*WHAT THIS TASK INVOLVES*
Each line of the listing must be transcribed exactly, except for the images, which should be excluded.

*DATASET SECTION*
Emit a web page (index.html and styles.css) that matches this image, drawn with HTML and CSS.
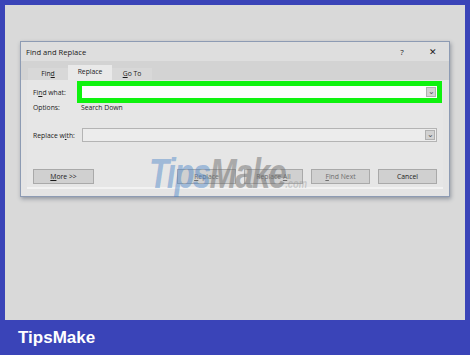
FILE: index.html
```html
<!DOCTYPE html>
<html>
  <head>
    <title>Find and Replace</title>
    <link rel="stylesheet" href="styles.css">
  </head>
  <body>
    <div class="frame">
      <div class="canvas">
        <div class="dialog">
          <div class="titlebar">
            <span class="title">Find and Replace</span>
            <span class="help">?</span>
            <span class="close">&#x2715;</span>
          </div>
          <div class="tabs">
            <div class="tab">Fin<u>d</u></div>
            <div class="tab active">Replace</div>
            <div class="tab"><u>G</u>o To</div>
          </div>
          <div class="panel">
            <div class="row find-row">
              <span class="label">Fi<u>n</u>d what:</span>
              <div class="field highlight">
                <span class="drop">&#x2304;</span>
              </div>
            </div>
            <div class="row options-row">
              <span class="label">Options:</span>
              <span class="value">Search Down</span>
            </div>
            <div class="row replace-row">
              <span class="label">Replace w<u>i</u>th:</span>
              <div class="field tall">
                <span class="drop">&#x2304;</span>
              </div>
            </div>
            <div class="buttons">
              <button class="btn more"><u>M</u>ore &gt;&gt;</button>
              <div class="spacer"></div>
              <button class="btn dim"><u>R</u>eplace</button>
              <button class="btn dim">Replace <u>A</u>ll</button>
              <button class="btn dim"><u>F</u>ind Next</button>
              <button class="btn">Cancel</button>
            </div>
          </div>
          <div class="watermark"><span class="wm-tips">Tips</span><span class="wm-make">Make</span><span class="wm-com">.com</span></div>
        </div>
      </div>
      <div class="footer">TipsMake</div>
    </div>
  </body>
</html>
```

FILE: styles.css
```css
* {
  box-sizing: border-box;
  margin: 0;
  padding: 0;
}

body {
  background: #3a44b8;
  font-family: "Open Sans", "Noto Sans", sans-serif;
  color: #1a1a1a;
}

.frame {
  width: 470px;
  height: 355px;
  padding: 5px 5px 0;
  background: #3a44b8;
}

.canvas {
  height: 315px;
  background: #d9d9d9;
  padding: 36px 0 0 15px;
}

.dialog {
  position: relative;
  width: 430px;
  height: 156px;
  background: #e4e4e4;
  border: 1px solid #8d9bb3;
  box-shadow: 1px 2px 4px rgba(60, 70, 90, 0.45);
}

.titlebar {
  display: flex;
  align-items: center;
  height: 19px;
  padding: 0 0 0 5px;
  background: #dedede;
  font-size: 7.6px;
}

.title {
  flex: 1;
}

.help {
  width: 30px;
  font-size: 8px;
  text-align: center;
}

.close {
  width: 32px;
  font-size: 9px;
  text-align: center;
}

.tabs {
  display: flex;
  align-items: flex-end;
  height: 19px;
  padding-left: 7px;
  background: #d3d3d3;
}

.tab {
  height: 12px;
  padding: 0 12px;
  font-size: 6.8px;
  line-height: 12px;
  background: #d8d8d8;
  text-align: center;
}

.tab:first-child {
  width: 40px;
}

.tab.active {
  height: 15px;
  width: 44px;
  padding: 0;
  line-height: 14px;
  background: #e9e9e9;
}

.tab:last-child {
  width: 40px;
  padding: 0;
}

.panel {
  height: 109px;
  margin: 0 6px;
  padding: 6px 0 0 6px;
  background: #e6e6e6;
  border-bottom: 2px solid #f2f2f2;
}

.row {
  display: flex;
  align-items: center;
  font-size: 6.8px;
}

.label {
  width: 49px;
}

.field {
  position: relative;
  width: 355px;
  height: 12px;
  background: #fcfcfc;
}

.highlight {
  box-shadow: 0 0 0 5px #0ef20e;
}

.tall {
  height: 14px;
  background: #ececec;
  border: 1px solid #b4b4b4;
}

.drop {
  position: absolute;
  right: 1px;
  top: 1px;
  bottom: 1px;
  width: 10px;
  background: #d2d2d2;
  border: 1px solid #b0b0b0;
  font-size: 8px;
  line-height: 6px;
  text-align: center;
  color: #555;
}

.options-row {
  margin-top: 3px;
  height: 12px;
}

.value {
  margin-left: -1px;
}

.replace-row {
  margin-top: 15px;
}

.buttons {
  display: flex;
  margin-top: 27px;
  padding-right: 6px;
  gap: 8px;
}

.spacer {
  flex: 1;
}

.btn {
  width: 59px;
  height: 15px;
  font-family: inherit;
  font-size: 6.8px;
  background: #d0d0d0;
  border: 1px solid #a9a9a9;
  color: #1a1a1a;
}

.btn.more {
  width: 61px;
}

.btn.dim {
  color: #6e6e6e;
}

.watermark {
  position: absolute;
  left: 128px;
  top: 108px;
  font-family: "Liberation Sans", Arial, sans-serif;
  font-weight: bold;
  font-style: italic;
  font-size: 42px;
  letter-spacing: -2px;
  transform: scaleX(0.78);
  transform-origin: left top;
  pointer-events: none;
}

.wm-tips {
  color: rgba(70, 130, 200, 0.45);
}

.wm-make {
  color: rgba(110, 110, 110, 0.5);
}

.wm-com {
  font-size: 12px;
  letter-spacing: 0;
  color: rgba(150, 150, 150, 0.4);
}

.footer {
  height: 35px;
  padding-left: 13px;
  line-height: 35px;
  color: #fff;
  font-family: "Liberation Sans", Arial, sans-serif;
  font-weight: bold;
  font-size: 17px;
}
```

*EXERCISE ANSWER*
Emit a web page (index.html and styles.css) that matches this image, drawn with HTML and CSS.
FILE: index.html
```html
<!DOCTYPE html>
<html>
  <head>
    <title>Find and Replace</title>
    <link rel="stylesheet" href="styles.css">
  </head>
  <body>
    <div class="frame">
      <div class="canvas">
        <div class="dialog">
          <div class="titlebar">
            <span class="title">Find and Replace</span>
            <span class="help">?</span>
            <span class="close">&#x2715;</span>
          </div>
          <div class="tabs">
            <div class="tab">Fin<u>d</u></div>
            <div class="tab active">Replace</div>
            <div class="tab"><u>G</u>o To</div>
          </div>
          <div class="panel">
            <div class="row find-row">
              <span class="label">Fi<u>n</u>d what:</span>
              <div class="field highlight">
                <span class="drop">&#x2304;</span>
              </div>
            </div>
            <div class="row options-row">
              <span class="label">Options:</span>
              <span class="value">Search Down</span>
            </div>
            <div class="row replace-row">
              <span class="label">Replace w<u>i</u>th:</span>
              <div class="field tall">
                <span class="drop">&#x2304;</span>
              </div>
            </div>
            <div class="buttons">
              <button class="btn more"><u>M</u>ore &gt;&gt;</button>
              <div class="spacer"></div>
              <button class="btn dim"><u>R</u>eplace</button>
              <button class="btn dim">Replace <u>A</u>ll</button>
              <button class="btn dim"><u>F</u>ind Next</button>
              <button class="btn">Cancel</button>
            </div>
          </div>
          <div class="watermark"><span class="wm-tips">Tips</span><span class="wm-make">Make</span><span class="wm-com">.com</span></div>
        </div>
      </div>
      <div class="footer">TipsMake</div>
    </div>
  </body>
</html>
```

FILE: styles.css
```css
* {
  box-sizing: border-box;
  margin: 0;
  padding: 0;
}

body {
  background: #3a44b8;
  font-family: "Open Sans", "Noto Sans", sans-serif;
  color: #1a1a1a;
}

.frame {
  width: 470px;
  height: 355px;
  padding: 5px 5px 0;
  background: #3a44b8;
}

.canvas {
  height: 315px;
  background: #d9d9d9;
  padding: 36px 0 0 15px;
}

.dialog {
  position: relative;
  width: 430px;
  height: 156px;
  background: #e4e4e4;
  border: 1px solid #8d9bb3;
  box-shadow: 1px 2px 4px rgba(60, 70, 90, 0.45);
}

.titlebar {
  display: flex;
  align-items: center;
  height: 19px;
  padding: 0 0 0 5px;
  background: #dedede;
  font-size: 7.6px;
}

.title {
  flex: 1;
}

.help {
  width: 30px;
  font-size: 8px;
  text-align: center;
}

.close {
  width: 32px;
  font-size: 9px;
  text-align: center;
}

.tabs {
  display: flex;
  align-items: flex-end;
  height: 19px;
  padding-left: 7px;
  background: #d3d3d3;
}

.tab {
  height: 12px;
  padding: 0 12px;
  font-size: 6.8px;
  line-height: 12px;
  background: #d8d8d8;
  text-align: center;
}

.tab:first-child {
  width: 40px;
}

.tab.active {
  height: 15px;
  width: 44px;
  padding: 0;
  line-height: 14px;
  background: #e9e9e9;
}

.tab:last-child {
  width: 40px;
  padding: 0;
}

.panel {
  height: 109px;
  margin: 0 6px;
  padding: 6px 0 0 6px;
  background: #e6e6e6;
  border-bottom: 2px solid #f2f2f2;
}

.row {
  display: flex;
  align-items: center;
  font-size: 6.8px;
}

.label {
  width: 49px;
}

.field {
  position: relative;
  width: 355px;
  height: 12px;
  background: #fcfcfc;
}

.highlight {
  box-shadow: 0 0 0 5px #0ef20e;
}

.tall {
  height: 14px;
  background: #ececec;
  border: 1px solid #b4b4b4;
}

.drop {
  position: absolute;
  right: 1px;
  top: 1px;
  bottom: 1px;
  width: 10px;
  background: #d2d2d2;
  border: 1px solid #b0b0b0;
  font-size: 8px;
  line-height: 6px;
  text-align: center;
  color: #555;
}

.options-row {
  margin-top: 3px;
  height: 12px;
}

.value {
  margin-left: -1px;
}

.replace-row {
  margin-top: 15px;
}

.buttons {
  display: flex;
  margin-top: 27px;
  padding-right: 6px;
  gap: 8px;
}

.spacer {
  flex: 1;
}

.btn {
  width: 59px;
  height: 15px;
  font-family: inherit;
  font-size: 6.8px;
  background: #d0d0d0;
  border: 1px solid #a9a9a9;
  color: #1a1a1a;
}

.btn.more {
  width: 61px;
}

.btn.dim {
  color: #6e6e6e;
}

.watermark {
  position: absolute;
  left: 128px;
  top: 108px;
  font-family: "Liberation Sans", Arial, sans-serif;
  font-weight: bold;
  font-style: italic;
  font-size: 42px;
  letter-spacing: -2px;
  transform: scaleX(0.78);
  transform-origin: left top;
  pointer-events: none;
}

.wm-tips {
  color: rgba(70, 130, 200, 0.45);
}

.wm-make {
  color: rgba(110, 110, 110, 0.5);
}

.wm-com {
  font-size: 12px;
  letter-spacing: 0;
  color: rgba(150, 150, 150, 0.4);
}

.footer {
  height: 35px;
  padding-left: 13px;
  line-height: 35px;
  color: #fff;
  font-family: "Liberation Sans", Arial, sans-serif;
  font-weight: bold;
  font-size: 17px;
}
```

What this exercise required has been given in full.